* **Data extract**:
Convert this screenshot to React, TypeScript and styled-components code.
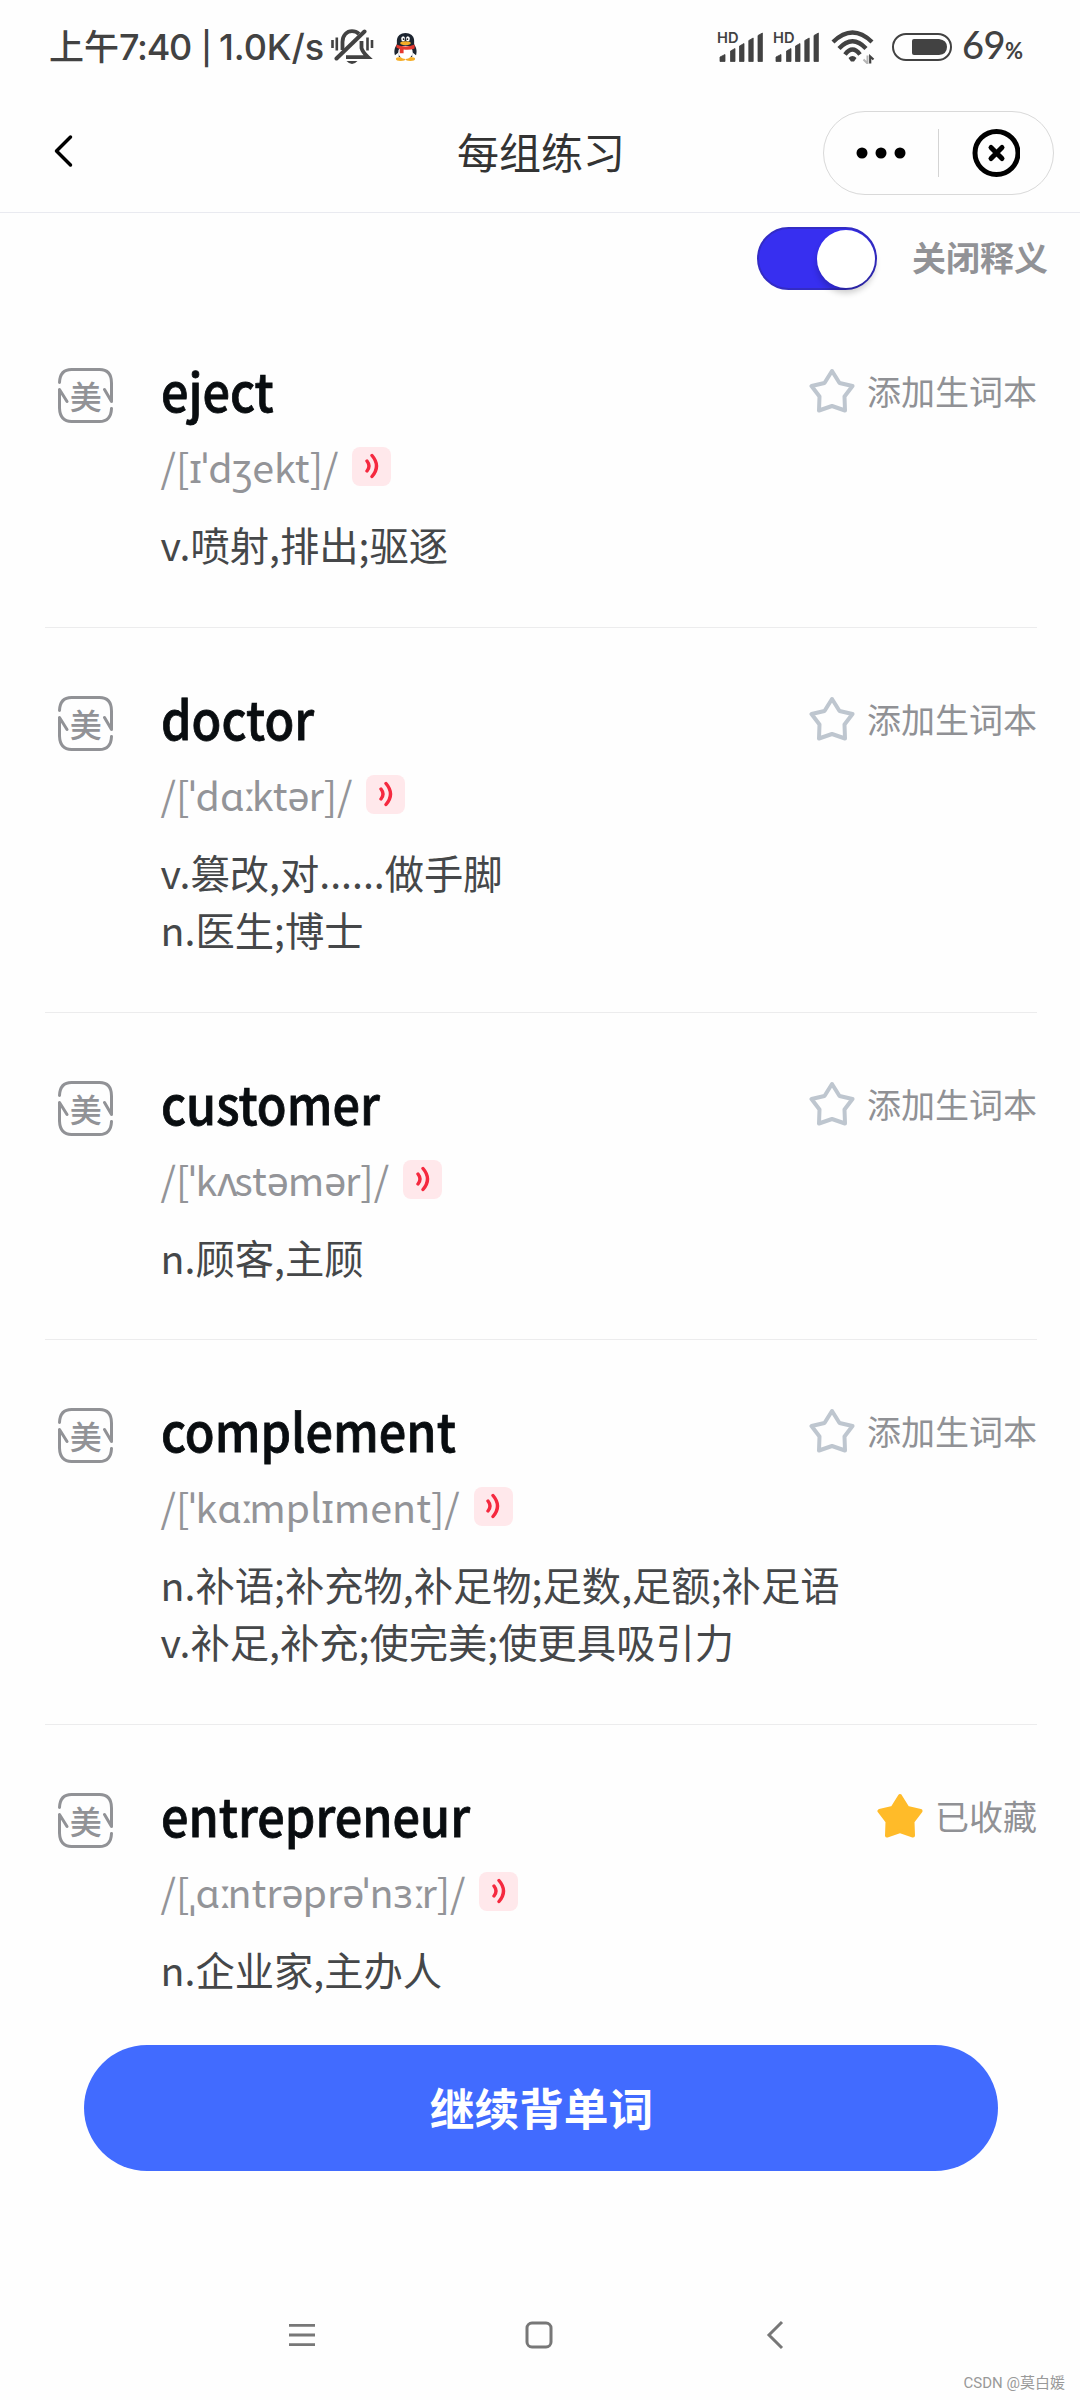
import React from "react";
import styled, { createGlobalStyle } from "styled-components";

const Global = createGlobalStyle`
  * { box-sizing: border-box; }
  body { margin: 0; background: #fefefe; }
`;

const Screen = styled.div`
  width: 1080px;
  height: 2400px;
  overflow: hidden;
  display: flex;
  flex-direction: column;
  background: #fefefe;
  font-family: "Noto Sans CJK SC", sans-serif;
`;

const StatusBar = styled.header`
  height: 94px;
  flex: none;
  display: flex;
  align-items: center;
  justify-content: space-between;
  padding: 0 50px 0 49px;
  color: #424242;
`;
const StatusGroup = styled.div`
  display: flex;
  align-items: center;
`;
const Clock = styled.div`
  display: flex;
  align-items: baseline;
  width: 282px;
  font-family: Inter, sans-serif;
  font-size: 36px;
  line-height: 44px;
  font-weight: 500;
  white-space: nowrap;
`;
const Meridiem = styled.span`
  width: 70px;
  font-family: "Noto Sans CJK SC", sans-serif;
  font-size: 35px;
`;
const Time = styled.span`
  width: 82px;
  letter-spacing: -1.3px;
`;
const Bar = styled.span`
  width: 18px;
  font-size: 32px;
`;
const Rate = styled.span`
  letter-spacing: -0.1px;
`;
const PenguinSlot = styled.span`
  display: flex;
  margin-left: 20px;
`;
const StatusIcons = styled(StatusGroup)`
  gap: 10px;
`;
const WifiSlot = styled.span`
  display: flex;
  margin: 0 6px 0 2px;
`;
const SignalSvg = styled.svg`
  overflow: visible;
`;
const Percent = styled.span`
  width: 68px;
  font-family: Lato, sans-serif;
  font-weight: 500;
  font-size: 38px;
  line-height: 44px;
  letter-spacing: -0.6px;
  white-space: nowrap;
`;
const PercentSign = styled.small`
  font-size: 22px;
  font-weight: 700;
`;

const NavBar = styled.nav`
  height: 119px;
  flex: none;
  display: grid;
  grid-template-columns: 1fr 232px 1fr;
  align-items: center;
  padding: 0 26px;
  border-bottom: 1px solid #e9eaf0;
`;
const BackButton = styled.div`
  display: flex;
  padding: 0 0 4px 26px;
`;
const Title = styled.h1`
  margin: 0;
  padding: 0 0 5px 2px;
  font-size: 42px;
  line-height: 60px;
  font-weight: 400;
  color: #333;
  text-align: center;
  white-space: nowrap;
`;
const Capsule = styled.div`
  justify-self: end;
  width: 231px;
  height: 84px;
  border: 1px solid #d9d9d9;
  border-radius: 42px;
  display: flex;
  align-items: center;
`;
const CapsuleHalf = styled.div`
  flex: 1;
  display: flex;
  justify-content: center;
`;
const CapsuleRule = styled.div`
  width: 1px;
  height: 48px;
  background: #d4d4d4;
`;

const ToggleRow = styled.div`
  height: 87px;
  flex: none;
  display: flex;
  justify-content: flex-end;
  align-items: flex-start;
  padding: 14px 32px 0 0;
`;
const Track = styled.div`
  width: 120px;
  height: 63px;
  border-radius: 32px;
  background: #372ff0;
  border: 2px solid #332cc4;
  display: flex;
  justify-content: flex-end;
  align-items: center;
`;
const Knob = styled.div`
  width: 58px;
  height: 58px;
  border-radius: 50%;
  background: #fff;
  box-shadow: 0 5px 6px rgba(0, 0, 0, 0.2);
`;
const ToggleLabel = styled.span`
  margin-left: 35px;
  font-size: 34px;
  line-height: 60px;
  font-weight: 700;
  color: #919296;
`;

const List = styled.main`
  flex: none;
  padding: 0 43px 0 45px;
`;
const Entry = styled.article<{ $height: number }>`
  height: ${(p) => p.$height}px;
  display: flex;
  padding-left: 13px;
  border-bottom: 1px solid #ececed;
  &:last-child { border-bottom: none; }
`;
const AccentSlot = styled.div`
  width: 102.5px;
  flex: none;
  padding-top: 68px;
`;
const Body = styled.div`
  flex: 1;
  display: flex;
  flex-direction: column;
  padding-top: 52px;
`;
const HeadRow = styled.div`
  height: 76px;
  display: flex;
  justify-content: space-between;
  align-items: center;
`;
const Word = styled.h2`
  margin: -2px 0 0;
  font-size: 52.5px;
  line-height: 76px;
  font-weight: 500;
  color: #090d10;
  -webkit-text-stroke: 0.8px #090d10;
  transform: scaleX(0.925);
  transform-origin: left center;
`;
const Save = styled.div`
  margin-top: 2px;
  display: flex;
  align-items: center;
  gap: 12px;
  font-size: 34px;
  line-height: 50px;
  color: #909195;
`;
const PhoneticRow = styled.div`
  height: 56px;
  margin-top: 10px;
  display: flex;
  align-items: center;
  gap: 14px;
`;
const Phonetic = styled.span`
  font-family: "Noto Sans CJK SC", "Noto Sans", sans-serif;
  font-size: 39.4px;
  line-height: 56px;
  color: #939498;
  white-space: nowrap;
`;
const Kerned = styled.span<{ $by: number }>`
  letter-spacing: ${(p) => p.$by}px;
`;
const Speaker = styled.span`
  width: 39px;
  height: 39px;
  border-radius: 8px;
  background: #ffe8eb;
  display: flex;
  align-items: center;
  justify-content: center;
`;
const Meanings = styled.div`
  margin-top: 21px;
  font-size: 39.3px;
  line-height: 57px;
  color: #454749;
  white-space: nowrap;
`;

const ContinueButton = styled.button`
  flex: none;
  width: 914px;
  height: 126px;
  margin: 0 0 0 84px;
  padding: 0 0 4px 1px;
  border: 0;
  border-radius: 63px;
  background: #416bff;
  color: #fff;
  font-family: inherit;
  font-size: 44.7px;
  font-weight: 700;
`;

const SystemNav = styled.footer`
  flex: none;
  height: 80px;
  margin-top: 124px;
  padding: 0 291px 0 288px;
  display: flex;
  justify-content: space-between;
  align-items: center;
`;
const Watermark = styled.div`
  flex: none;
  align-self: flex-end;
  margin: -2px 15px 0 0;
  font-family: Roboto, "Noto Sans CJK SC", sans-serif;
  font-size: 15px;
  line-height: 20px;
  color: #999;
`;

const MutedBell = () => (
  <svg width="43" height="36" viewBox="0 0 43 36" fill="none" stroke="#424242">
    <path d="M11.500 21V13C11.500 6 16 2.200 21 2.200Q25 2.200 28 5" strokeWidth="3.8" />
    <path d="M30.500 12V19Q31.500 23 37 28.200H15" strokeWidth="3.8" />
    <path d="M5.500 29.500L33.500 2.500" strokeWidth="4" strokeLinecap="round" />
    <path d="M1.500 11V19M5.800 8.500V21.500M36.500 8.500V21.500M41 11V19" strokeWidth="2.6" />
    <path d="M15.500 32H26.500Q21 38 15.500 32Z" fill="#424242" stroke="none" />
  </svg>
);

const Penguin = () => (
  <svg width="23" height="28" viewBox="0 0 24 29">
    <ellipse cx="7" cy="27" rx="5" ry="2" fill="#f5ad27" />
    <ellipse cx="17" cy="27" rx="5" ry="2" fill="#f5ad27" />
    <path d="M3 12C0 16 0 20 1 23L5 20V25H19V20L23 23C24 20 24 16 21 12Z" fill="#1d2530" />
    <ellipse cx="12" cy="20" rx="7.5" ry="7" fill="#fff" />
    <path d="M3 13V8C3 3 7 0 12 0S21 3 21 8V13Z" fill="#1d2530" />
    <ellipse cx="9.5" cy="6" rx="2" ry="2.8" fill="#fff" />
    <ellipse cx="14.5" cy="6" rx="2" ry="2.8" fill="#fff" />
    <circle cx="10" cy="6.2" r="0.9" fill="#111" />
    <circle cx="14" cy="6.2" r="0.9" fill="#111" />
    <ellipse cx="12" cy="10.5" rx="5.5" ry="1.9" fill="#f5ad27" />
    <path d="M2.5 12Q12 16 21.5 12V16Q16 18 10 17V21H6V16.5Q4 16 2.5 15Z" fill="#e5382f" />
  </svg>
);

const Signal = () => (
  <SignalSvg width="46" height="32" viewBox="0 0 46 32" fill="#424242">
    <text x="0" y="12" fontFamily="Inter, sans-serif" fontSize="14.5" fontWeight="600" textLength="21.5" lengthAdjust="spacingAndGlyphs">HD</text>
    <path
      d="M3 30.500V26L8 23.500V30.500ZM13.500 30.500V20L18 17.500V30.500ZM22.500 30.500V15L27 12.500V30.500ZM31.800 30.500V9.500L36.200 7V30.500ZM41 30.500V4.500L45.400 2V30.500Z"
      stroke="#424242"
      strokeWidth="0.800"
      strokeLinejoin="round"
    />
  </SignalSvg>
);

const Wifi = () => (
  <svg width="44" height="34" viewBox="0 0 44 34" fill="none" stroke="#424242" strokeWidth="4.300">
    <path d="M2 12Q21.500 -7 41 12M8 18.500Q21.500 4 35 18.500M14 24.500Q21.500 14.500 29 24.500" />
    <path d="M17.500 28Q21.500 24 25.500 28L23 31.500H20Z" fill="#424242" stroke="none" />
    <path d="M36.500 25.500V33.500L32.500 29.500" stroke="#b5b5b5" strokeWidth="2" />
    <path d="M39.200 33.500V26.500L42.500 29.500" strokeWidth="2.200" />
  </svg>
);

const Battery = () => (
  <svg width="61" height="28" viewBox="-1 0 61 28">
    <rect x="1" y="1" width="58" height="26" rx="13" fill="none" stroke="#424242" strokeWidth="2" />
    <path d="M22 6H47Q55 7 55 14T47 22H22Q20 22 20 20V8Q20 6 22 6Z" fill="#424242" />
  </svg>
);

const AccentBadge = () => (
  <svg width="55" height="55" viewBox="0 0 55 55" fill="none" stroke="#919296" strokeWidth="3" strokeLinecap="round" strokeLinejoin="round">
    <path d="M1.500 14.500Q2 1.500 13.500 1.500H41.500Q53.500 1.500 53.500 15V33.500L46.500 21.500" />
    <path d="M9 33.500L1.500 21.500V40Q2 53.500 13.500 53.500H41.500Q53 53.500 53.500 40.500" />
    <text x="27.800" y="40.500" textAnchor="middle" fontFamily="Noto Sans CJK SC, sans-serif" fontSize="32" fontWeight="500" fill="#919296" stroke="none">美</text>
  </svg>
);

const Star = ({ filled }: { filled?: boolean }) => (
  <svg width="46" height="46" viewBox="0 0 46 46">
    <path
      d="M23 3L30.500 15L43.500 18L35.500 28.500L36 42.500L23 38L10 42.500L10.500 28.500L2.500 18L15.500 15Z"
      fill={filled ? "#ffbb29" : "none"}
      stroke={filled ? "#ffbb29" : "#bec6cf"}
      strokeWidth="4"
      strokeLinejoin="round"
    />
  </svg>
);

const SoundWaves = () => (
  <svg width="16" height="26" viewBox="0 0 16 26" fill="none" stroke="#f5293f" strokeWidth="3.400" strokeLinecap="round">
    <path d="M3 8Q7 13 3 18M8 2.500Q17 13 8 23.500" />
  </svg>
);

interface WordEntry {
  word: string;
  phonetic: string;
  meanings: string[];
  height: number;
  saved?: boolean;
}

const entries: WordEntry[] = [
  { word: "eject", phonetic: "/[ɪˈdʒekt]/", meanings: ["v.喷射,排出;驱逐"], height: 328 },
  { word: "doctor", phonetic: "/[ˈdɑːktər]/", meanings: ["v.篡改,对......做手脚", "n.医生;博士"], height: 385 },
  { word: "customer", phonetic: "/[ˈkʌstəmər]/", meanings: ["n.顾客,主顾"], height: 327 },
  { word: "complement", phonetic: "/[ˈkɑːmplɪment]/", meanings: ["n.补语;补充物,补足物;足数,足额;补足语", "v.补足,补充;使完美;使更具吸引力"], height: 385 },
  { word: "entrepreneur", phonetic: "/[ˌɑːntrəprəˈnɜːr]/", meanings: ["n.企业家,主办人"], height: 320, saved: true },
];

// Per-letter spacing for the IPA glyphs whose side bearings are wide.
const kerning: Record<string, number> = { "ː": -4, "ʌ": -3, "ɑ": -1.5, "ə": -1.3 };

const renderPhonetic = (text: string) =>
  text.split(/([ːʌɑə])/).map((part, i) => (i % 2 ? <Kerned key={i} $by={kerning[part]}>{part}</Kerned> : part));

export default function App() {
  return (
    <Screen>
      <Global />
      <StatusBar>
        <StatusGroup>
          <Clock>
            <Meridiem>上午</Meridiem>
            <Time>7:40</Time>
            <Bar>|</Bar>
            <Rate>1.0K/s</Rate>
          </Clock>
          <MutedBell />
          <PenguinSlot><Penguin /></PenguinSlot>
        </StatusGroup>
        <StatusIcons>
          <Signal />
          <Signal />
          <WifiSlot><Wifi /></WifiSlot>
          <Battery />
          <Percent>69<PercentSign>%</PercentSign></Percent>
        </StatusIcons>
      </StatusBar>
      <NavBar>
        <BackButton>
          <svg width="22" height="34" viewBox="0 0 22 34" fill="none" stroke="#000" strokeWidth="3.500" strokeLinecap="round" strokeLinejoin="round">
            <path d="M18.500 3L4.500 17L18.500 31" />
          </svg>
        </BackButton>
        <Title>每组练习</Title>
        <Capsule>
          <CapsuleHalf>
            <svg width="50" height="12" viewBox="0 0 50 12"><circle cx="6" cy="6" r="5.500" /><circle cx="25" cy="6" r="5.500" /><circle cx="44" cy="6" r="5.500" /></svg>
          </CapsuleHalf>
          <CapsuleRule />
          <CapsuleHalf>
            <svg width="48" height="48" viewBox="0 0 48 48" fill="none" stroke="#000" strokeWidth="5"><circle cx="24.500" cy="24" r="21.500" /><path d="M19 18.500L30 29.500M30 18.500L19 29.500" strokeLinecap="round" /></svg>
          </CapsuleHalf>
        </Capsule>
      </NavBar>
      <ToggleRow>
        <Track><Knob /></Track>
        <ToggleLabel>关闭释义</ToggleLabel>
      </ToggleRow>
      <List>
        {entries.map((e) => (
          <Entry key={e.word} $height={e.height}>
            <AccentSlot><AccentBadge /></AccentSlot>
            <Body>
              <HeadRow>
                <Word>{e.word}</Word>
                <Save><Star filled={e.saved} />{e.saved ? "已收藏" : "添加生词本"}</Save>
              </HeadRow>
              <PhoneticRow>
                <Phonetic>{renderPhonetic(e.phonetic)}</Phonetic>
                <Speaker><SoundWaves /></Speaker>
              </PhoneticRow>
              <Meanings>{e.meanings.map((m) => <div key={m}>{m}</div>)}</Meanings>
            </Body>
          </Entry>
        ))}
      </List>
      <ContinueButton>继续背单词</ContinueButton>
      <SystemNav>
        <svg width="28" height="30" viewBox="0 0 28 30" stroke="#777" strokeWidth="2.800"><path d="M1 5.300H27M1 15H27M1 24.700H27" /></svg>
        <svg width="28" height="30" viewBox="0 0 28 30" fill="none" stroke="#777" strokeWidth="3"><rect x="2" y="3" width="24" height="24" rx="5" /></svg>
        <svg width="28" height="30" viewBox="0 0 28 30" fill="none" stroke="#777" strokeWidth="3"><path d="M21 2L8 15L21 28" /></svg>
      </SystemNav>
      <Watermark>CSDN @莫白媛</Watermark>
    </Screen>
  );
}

* **Exercise directions**: From the data above, work out how many lines contain the string "components" and reply with only the number.

* **Reply to the task**: 2